Item, que après le trespas d’aucun desdiz maistres, sa veufve pourra
continuer et faire excercer ledit mestier tant qu’elle se tiendra en
viduité, maiz si elle se remarie à autre qui par avant ne seroit
maistre oudit mestier, il n’en tiendra plus ouvrouer, sinon qu’il
face son chief d’euvre et paye tous les droitz et devoirs, comme
dessus est dit.
Item, que toutes chausses blanches ou d’autre sorte que l’on garnist
de toille seront garnies de bonne et proffitable [p. 359]toille, bien et suffisanment surpointée, sur peine de sept solz
six deniers tournois d’amende, à applicquer comme dessus.
Item, que quant aucun maistre dudit mestier ira de vie à trespas,
tous les autres maistres d’icelluy mestier seront tenuz acompaigner
son corps et se trouver au service de son obit, sur peine d’une
livre de cire à ladicte confrairie à applicquer.
Item, que pour l’entretenement dudit mestier et garder qu’il n’y ait
fraudes ne abuz, seront par chacun an esleuz par lesdiz maistres
ordonnés par nous dit maire et nosdiz successeurs, deux preudes
hommes d’iceulx maistres, qui feront serment de bien et loyaulment
excercer leur office et de faire visitacion de leur ouvrage de
quinzenne en quinzenne pour le plus loign, et feront rapport de
toutes les fraudes et abuz qu’ilz y trouveront, sans par crainte,
faveur ou hayne aucune chose en receler. Et dès à present ont lesdiz
maistres esleuz jurez pour ceste presente année lesdiz Tallineau et
Huguet de Pousses, lesquielx avons commis et ordonnez à ce, o ce
qu’ilz nous ont fait le serment tel que dit est dessus.
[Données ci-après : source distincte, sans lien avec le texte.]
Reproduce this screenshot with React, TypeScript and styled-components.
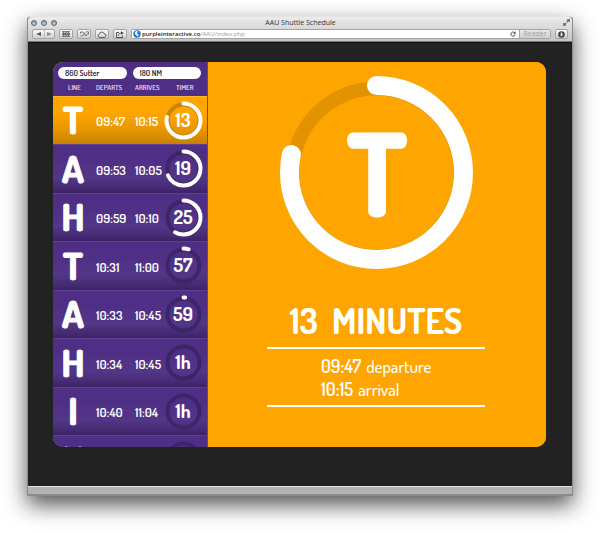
import React from "react";
import styled, { createGlobalStyle } from "styled-components";

const ORANGE = "#ffa500";
const DISPLAY = 'Dosis, "Open Sans Condensed", Lato, sans-serif';
const CHROME = '"Open Sans", "Noto Sans", sans-serif';

const GlobalStyle = createGlobalStyle`
  *, *::before, *::after { box-sizing: border-box; }
  html, body { margin: 0; background: #fff; }
  button, input, select { font: inherit; color: inherit; margin: 0; }
`;

const Page = styled.div`
  display: flex;
  min-height: 100vh;
  padding: 16px 27px 37px;
`;

const Window = styled.section`
  flex: 1;
  min-width: 0;
  height: calc(100vh - 53px);
  min-height: 420px;
  display: flex;
  flex-direction: column;
  border: 1px solid #8b8b8b;
  border-top-color: #e4e4e4;
  border-radius: 4px 4px 2px 2px;
  background: #222;
  overflow: hidden;
  box-shadow: 0 9px 22px rgba(0, 0, 0, 0.68);
`;

const Chrome = styled.header`
  flex: none;
  background: linear-gradient(#ececec, #c4c4c4);
  border-bottom: 1px solid #777;
  font-family: ${CHROME};
`;

const TitleBar = styled.div`
  display: grid;
  grid-template-columns: 1fr auto 1fr;
  align-items: center;
  height: 11px;
  padding: 0 2px 0 3px;
`;

const Lights = styled.div`
  display: flex;
  gap: 4px;
`;

const Light = styled.button`
  width: 6px;
  height: 6px;
  padding: 0;
  border: 1px solid #59656e;
  border-radius: 50%;
  background: radial-gradient(circle at 50% 75%, #c6d5de, #7e8e99);
`;

const WindowTitle = styled.h1`
  margin: 0;
  font-size: 7px;
  line-height: 10px;
  font-weight: 500;
  color: #333;
`;

const PlainButton = styled.button`
  display: flex;
  align-items: center;
  justify-content: center;
  padding: 0;
  border: 0;
  background: none;
  color: #555;
`;

const Expand = styled(PlainButton)`
  justify-self: end;
  color: #777;
`;

const Toolbar = styled.div`
  display: flex;
  align-items: center;
  gap: 4px;
  height: 13px;
  padding: 0 4px 1px;
`;

const ToolButton = styled(PlainButton)<{ $round?: boolean }>`
  flex: none;
  width: ${(p) => (p.$round ? 13 : 14)}px;
  height: 10px;
  border: 1px solid #a3a3a3;
  border-radius: 2px;
  background: linear-gradient(#fafafa, #d2d2d2);
`;

const NavPair = styled.div`
  display: flex;
  flex: none;
  border: 1px solid #a3a3a3;
  border-radius: 2px;
  background: linear-gradient(#fafafa, #d2d2d2);
`;

const NavButton = styled(PlainButton)`
  width: 11px;
  height: 8px;
  & + & { border-left: 1px solid #bbb; color: #8c8c8c; width: 10px; }
`;

const AddressBar = styled.form`
  flex: 1;
  min-width: 0;
  display: flex;
  align-items: center;
  height: 10px;
  border: 1px solid #a3a3a3;
  border-radius: 2px;
  background: #fff;
  font-size: 6px;
  line-height: 8px;
`;

const Address = styled.a`
  flex: 1;
  min-width: 0;
  margin-left: 1px;
  overflow: hidden;
  white-space: nowrap;
  text-decoration: none;
  color: #9a9a9a;
  strong { font-weight: 600; color: #222; }
`;

const Reader = styled(PlainButton)`
  width: 31px;
  height: 8px;
  margin-left: 3px;
  border-left: 1px solid #a3a3a3;
  background: linear-gradient(#e8e8e8, #cfcfcf);
  color: #a2a2a2;
  font-size: 7px;
`;

const Viewport = styled.main`
  flex: 1;
  min-height: 0;
  display: flex;
  padding: 19px 26px 39px 25px;
  background: #222;
  border-top: 1px solid #111;
`;

const StatusBar = styled.footer`
  flex: none;
  height: 9px;
  border-top: 1px solid #e2e2e2;
  background: #b3b3b3;
  border-bottom: 1px solid #8a8a8a;
`;

const Board = styled.div`
  flex: 1;
  min-width: 0;
  display: flex;
  border-radius: 10px;
  overflow: hidden;
  font-family: ${DISPLAY};
  color: #fff;
  background: ${ORANGE};
`;

const Sidebar = styled.aside`
  flex: none;
  width: 155px;
  overflow: hidden;
  background: #4f2f85;
  border-right: 1px solid #7a4a48;
`;

const Filters = styled.div`
  display: grid;
  grid-template-columns: 1fr 1fr;
  gap: 6px;
  padding: 5px 6px 4px 5px;
`;

const StopSelect = styled.select`
  appearance: none;
  min-width: 0;
  height: 12px;
  padding: 0 7px;
  border: 0;
  border-radius: 6px;
  background: #fff;
  color: #2c2438;
  font-size: 8px;
  line-height: 12px;
  font-weight: 600;
`;

const Table = styled.table`
  display: block;
  border-collapse: collapse;
  thead, tbody { display: block; }
`;

const columns = "39px 39px 34px 1fr";

const HeadRow = styled.tr`
  display: grid;
  grid-template-columns: ${columns};
  height: 13px;
`;

const Head = styled.th<{ $align?: "line" | "timer" }>`
  padding: ${(p) => (p.$align === "timer" ? "0 0 0 11px" : "0 0 0 4px")};
  text-align: ${(p) => (p.$align === "line" ? "center" : "left")};
  font-size: 7px;
  line-height: 10px;
  font-weight: 600;
  color: #e6dff0;
`;

const Row = styled.tr<{ $active?: boolean }>`
  display: grid;
  grid-template-columns: ${columns};
  align-items: center;
  height: 48px;
  background: ${(p) =>
    p.$active
      ? `linear-gradient(${ORANGE} 35%, #e89701 70%, #c78003)`
      : "linear-gradient(#4f2f86 30%, #523687 70%, #452a73 90%, #3a2363)"};
  box-shadow: inset 0 1px 0 ${(p) => (p.$active ? "#ffb52e" : "#5d3f94")};
  &:nth-child(even) { height: 49px; }
`;

const Cell = styled.td`
  display: flex;
  padding: 2px 0 0 4px;
  font-size: 13px;
  line-height: 16px;
  font-weight: 600;
`;

const IconCell = styled.td<{ $end?: boolean }>`
  display: flex;
  justify-content: center;
  padding: ${(p) => (p.$end ? "0 5px 0 0" : "0")};
`;

const Drawing = styled.svg`
  display: block;
  flex: none;
  overflow: visible;
  text {
    font-family: ${DISPLAY};
    text-anchor: middle;
    fill: #fff;
    stroke: #fff;
    stroke-linejoin: round;
  }
`;

const Detail = styled.section`
  flex: 1;
  min-width: 0;
  display: flex;
  flex-direction: column;
  align-items: center;
  padding: 14px 12px 0 10px;
  background: ${ORANGE};
`;

const Countdown = styled.h2`
  display: flex;
  gap: 14px;
  margin: 31px 0 0;
  font-size: 35px;
  line-height: 40px;
  font-weight: 700;
  white-space: nowrap;
`;

const Times = styled.dl`
  width: 69%;
  min-width: 200px;
  margin: 7px 0 0;
  padding: 6px 0 4px 54px;
  border-top: 2px solid #fff;
  border-bottom: 2px solid #fff;
  font-size: 18px;
  line-height: 23px;
`;

const TimeLine = styled.div`
  display: flex;
  flex-direction: row-reverse;
  justify-content: flex-end;
  align-items: baseline;
  gap: 5px;
  dt, dd { margin: 0; }
  dt { font-size: 17px; font-weight: 500; }
  dd { font-weight: 600; }
`;

type RingProps = {
  size: number;
  radius: number;
  width: number;
  trackRadius: number;
  trackWidth: number;
  trackColor: string;
  share: number;
  children: React.ReactNode;
};

function Ring({ size, radius, width, trackRadius, trackWidth, trackColor, share, children }: RingProps) {
  const c = size / 2;
  return (
    <Drawing width={size} height={size} viewBox={`0 0 ${size} ${size}`}>
      <circle cx={c} cy={c} r={trackRadius} fill="none" stroke={trackColor} strokeWidth={trackWidth} />
      {share > 0 && (
        <circle
          cx={c}
          cy={c}
          r={radius}
          fill="none"
          stroke="#fff"
          strokeWidth={width}
          strokeLinecap="round"
          pathLength={360}
          strokeDasharray={`${share * 360} 360`}
          transform={`rotate(-90 ${c} ${c})`}
        />
      )}
      {children}
    </Drawing>
  );
}

const shuttles = [
  { line: "T", departs: "09:47", arrives: "10:15", timer: "13", left: 47 },
  { line: "A", departs: "09:53", arrives: "10:05", timer: "19", left: 41 },
  { line: "H", departs: "09:59", arrives: "10:10", timer: "25", left: 35 },
  { line: "T", departs: "10:31", arrives: "11:00", timer: "57", left: 3 },
  { line: "A", departs: "10:33", arrives: "10:45", timer: "59", left: 1 },
  { line: "H", departs: "10:34", arrives: "10:45", timer: "1h", left: 0 },
  { line: "I", departs: "10:40", arrives: "11:04", timer: "1h", left: 0 },
  { line: "H", departs: "10:46", arrives: "11:10", timer: "1h", left: 0 },
];

function BrowserChrome() {
  return (
    <Chrome>
      <TitleBar>
        <Lights>
          <Light aria-label="Close" />
          <Light aria-label="Minimize" />
          <Light aria-label="Zoom" />
        </Lights>
        <WindowTitle>AAU Shuttle Schedule</WindowTitle>
        <Expand aria-label="Full screen">
          <svg width="7" height="7" viewBox="0 0 7 7" fill="currentColor">
            <path d="M3.5 0H7v3.5L5.9 2.4 4.5 3.8 3.2 2.5 4.6 1.1zM0 3.5l1.1 1.1 1.2-1.2 1.3 1.3-1.2 1.2L3.5 7H0z" />
          </svg>
        </Expand>
      </TitleBar>
      <Toolbar>
        <NavPair>
          <NavButton aria-label="Back">
            <svg width="5" height="4" viewBox="0 0 5 4"><path d="M5 0v4L0 2z" fill="currentColor" /></svg>
          </NavButton>
          <NavButton aria-label="Forward">
            <svg width="5" height="4" viewBox="0 0 5 4"><path d="M0 0v4l5-2z" fill="currentColor" /></svg>
          </NavButton>
        </NavPair>
        <ToolButton aria-label="Top sites">
          <svg width="8" height="6" viewBox="0 0 8 6" fill="none" stroke="currentColor" strokeWidth="0.7">
            <path d="M0 .5h8M0 5.5h8M.5 2h2v2h-2zM3 2h2v2H3zM5.5 2h2v2h-2zM1.5 .5v5M4 .5v5M6.5 .5v5" />
          </svg>
        </ToolButton>
        <ToolButton aria-label="Tabs">
          <svg width="9" height="6" viewBox="0 0 9 6" fill="none" stroke="currentColor" strokeWidth="0.8">
            <path d="M.5 1h2.500l2.500 3.500M.5 5h2l3-3.500M.5 1v1.500M6 .8h2.500v2.400L6.500 3.200M5.500 4.500H7" />
          </svg>
        </ToolButton>
        <ToolButton aria-label="iCloud tabs">
          <svg width="10" height="7" viewBox="0 0 10 7" fill="none" stroke="#444" strokeWidth="0.9">
            <path d="M2.300 6.400a1.700 1.700 0 0 1 .1-3.300 2.500 2.500 0 0 1 4.800-.4 1.900 1.900 0 0 1 .4 3.700z" />
          </svg>
        </ToolButton>
        <ToolButton aria-label="Share">
          <svg width="8" height="7" viewBox="0 0 8 7" fill="none" stroke="#444" strokeWidth="0.9">
            <path d="M3 1.500H.5v5h6V4.500M2.500 4.500c.2-1.800 1.300-2.500 3-2.500" />
            <path d="M5 .2 7.800 2 5 3.800z" fill="#444" stroke="none" />
          </svg>
        </ToolButton>
        <AddressBar onSubmit={(e) => e.preventDefault()}>
          <svg width="9" height="8" viewBox="0 0 9 8">
            <circle cx="5" cy="4" r="3.700" fill="#2474c8" />
            <path d="M4.500 1c1.500 0 2 .8 1 1.600-.8.6-.4 1.400.6 1.600 1 .4.4 2-.8 2.400C5 5.400 3.500 5 3 4c-.4-1.200.3-2.500 1.500-3z" fill="#e6f3ff" />
          </svg>
          <Address href="#"><strong>purpleinteractive.co</strong>/AAU/index.php</Address>
          <PlainButton type="button" aria-label="Reload">
            <svg width="6" height="6" viewBox="0 0 6 6" fill="none" stroke="#444" strokeWidth="0.9">
              <path d="M4.600 1.700A2.100 2.100 0 1 0 5.100 3.500" />
              <path d="M5.600.2v2.500H3.100z" fill="#444" stroke="none" />
            </svg>
          </PlainButton>
          <Reader type="button">Reader</Reader>
        </AddressBar>
        <ToolButton $round aria-label="Downloads">
          <svg width="7" height="7" viewBox="0 0 7 7">
            <circle cx="3.500" cy="3.500" r="3.300" fill="#444" />
            <path d="M2.800 1.400h1.400v2h1L3.500 5.400 1.800 3.400h1z" fill="#eee" />
          </svg>
        </ToolButton>
      </Toolbar>
    </Chrome>
  );
}

export default function App() {
  return (
    <>
      <GlobalStyle />
      <Page>
        <Window>
          <BrowserChrome />
          <Viewport>
            <Board>
              <Sidebar>
                <Filters>
                  <StopSelect aria-label="From" defaultValue="860 Sutter">
                    <option>860 Sutter</option>
                  </StopSelect>
                  <StopSelect aria-label="To" defaultValue="180 NM">
                    <option>180 NM</option>
                  </StopSelect>
                </Filters>
                <Table>
                  <thead>
                    <HeadRow>
                      <Head $align="line">LINE</Head>
                      <Head>DEPARTS</Head>
                      <Head>ARRIVES</Head>
                      <Head $align="timer">TIMER</Head>
                    </HeadRow>
                  </thead>
                  <tbody>
                    {shuttles.map((s, i) => (
                      <Row key={i} $active={i === 0}>
                        <IconCell>
                          <Drawing width="24" height="32" viewBox="0 0 24 32">
                            <text x="12" y="30" fontSize="38" fontWeight="700" strokeWidth="1">{s.line}</text>
                          </Drawing>
                        </IconCell>
                        <Cell>{s.departs}</Cell>
                        <Cell>{s.arrives}</Cell>
                        <IconCell $end>
                          <Ring
                            size={37}
                            radius={17}
                            width={4}
                            trackRadius={16}
                            trackWidth={4}
                            trackColor={i === 0 ? "#c98305" : "#3c2668"}
                            share={s.left / 60}
                          >
                            <text x="18" y="25" fontSize="19" fontWeight="700" strokeWidth="0">{s.timer}</text>
                          </Ring>
                        </IconCell>
                      </Row>
                    ))}
                  </tbody>
                </Table>
              </Sidebar>
              <Detail>
                <Ring
                  size={193}
                  radius={87}
                  width={19}
                  trackRadius={84}
                  trackWidth={14}
                  trackColor="#e39300"
                  share={47 / 60}
                >
                  <text x="97" y="140" fontSize="113" fontWeight="700" strokeWidth="3">T</text>
                </Ring>
                <Countdown><span>13</span> <span>MINUTES</span></Countdown>
                <Times>
                  <TimeLine><dt>departure</dt><dd>09:47</dd></TimeLine>
                  <TimeLine><dt>arrival</dt><dd>10:15</dd></TimeLine>
                </Times>
              </Detail>
            </Board>
          </Viewport>
          <StatusBar />
        </Window>
      </Page>
    </>
  );
}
Et ont promis et juré tous les dessus diz, pour eulx et leurs
successeurs maistres dudit mestier, ces presens statuz et
ordonnances tenir, observer et garder inviolablement et sans faire
ne venir au contraire, dont les avons jugiez et condempnez, de leur
consentement. Et afin que ce soit chose ferme et estable à
tousjours, nous avons mis et apposé à ces presentes nostre seel, le
xxve jour de janvier l’an mil
iiiiclxxii.
Ainsi signé : J. Rideau, maire7, J. Repin, [p. 360]procureur8 et P. Estève9 pour registre, et scellées de cire
vert à double queue.
[p. 361] Et pour ce que iceulx statuz et ordonnances n’ont encores esté par nous auctorisées ne approuvées, se sont lesdiz supplians tirez par devers nous, en nous requerant humblement iceulx statuz et ordonnances avoir agreables et les ratiffier, louer et approuver, en tant que mestier est, et avec ce, que nul maistre dudit mestier ne la veufve d’aucun maistre ne puissent tenir que ung seul ouvrouer en la dicte ville et faubourgs, lequel ouvrouer ilz ne pourront louer, affermer ne transporter à autre personne dudit mestier, se eulx mesmes ne le tiennent en leurs personnes, et sur ce leur impartir nostre grace. Nous, les choses dessus dictes considerées, inclinans à la requeste desdiz maistres jurez dudit mestier, supplians, lesdiz statuz et ordonnances dessus declarées avons ratiffiez, louez et approuvez, louons, ratiffions et approuvons, de grace especial, plaine puissance et auctorité royal, par ces presentes, et voulons iceulx estre entretenuz et gardez de point en point, selon leur forme et teneur. Si donnons en mandement, par ces mesmes presentes, au seneschal de Poictou ou à son lieutenant, que de nostre presente grace, ratifficacion et approbacion face, seuffre et laisse lesdiz supplians doresenavant joir et user plainement et paisiblement, et iceulx statuz et ordonnances [p. 362]tenir et entretenir et garder de point en point, selon leur forme et teneur, sans faire ne souffrir estre fait aucune chose au contraire, ains, se fait, mis ou donné estoit, le mettre ou faire mettre, sans delay, à plaine delivrance. Car ainsi le voulons et nous plaist estre fait. En tesmoign de ce, nous avons fait mettre nostre seel à ces presentes, sauf en autres choses nostre droit et l’autruy en toutes. Donné au Plesseiz du Parc lez Tours, ou moys de mars l’an de grace mil iiiiclxxii, et de nostre règne le xiie.